Start of Given data

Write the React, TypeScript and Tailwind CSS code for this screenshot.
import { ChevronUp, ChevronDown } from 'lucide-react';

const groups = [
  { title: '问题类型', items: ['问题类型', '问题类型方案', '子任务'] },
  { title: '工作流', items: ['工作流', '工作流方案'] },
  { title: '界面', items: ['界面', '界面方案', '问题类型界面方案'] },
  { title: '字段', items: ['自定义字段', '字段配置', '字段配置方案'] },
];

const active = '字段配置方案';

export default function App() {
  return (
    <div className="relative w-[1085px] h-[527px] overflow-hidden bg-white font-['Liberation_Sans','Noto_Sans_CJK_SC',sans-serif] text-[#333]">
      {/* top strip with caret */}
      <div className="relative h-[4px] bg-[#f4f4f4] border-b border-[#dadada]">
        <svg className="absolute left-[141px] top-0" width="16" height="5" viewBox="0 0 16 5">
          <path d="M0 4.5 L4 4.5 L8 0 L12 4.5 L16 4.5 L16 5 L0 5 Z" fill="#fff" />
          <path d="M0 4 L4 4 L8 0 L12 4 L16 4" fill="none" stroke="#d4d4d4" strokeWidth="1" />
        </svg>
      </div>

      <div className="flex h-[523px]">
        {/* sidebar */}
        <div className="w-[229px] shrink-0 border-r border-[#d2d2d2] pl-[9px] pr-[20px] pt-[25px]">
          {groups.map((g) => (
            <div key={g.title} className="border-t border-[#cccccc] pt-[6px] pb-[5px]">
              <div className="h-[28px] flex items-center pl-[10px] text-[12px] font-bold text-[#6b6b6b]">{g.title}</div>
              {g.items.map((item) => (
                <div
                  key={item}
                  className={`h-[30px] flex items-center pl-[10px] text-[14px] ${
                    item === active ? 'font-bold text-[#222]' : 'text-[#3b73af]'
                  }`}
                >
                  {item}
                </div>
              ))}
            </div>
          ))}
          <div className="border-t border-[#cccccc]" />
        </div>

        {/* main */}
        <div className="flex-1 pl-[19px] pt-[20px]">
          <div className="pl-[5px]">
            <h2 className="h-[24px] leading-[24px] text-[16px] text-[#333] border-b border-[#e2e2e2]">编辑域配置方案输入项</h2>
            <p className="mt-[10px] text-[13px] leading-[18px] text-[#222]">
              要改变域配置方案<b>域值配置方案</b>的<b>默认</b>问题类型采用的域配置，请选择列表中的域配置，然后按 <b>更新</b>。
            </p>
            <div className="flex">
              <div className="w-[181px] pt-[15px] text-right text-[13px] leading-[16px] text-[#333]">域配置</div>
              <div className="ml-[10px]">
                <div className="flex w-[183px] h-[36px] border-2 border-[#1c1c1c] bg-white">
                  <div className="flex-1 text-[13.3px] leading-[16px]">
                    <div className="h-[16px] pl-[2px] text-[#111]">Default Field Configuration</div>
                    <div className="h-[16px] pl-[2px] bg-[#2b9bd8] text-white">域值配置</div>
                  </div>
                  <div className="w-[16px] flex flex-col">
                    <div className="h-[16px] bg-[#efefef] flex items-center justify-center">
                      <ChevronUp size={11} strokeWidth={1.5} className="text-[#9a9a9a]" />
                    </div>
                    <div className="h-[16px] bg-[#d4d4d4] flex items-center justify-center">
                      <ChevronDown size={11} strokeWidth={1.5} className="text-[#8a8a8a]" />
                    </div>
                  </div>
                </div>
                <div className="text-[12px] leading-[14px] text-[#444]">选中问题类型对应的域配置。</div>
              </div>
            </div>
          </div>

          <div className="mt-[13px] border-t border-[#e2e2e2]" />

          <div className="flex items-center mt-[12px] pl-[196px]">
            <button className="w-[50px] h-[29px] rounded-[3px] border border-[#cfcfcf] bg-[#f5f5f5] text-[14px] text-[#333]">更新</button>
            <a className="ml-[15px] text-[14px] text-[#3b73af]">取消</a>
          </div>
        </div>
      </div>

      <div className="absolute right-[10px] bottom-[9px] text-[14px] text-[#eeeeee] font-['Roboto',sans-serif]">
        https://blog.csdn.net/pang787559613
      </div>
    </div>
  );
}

End of Given data

• What the task asks
Only the lines from the top of the data through the line that contains "const active = '字段配置方案';" should be quoted, exactly as they stand.

• Task result
Write the React, TypeScript and Tailwind CSS code for this screenshot.
import { ChevronUp, ChevronDown } from 'lucide-react';

const groups = [
  { title: '问题类型', items: ['问题类型', '问题类型方案', '子任务'] },
  { title: '工作流', items: ['工作流', '工作流方案'] },
  { title: '界面', items: ['界面', '界面方案', '问题类型界面方案'] },
  { title: '字段', items: ['自定义字段', '字段配置', '字段配置方案'] },
];

const active = '字段配置方案';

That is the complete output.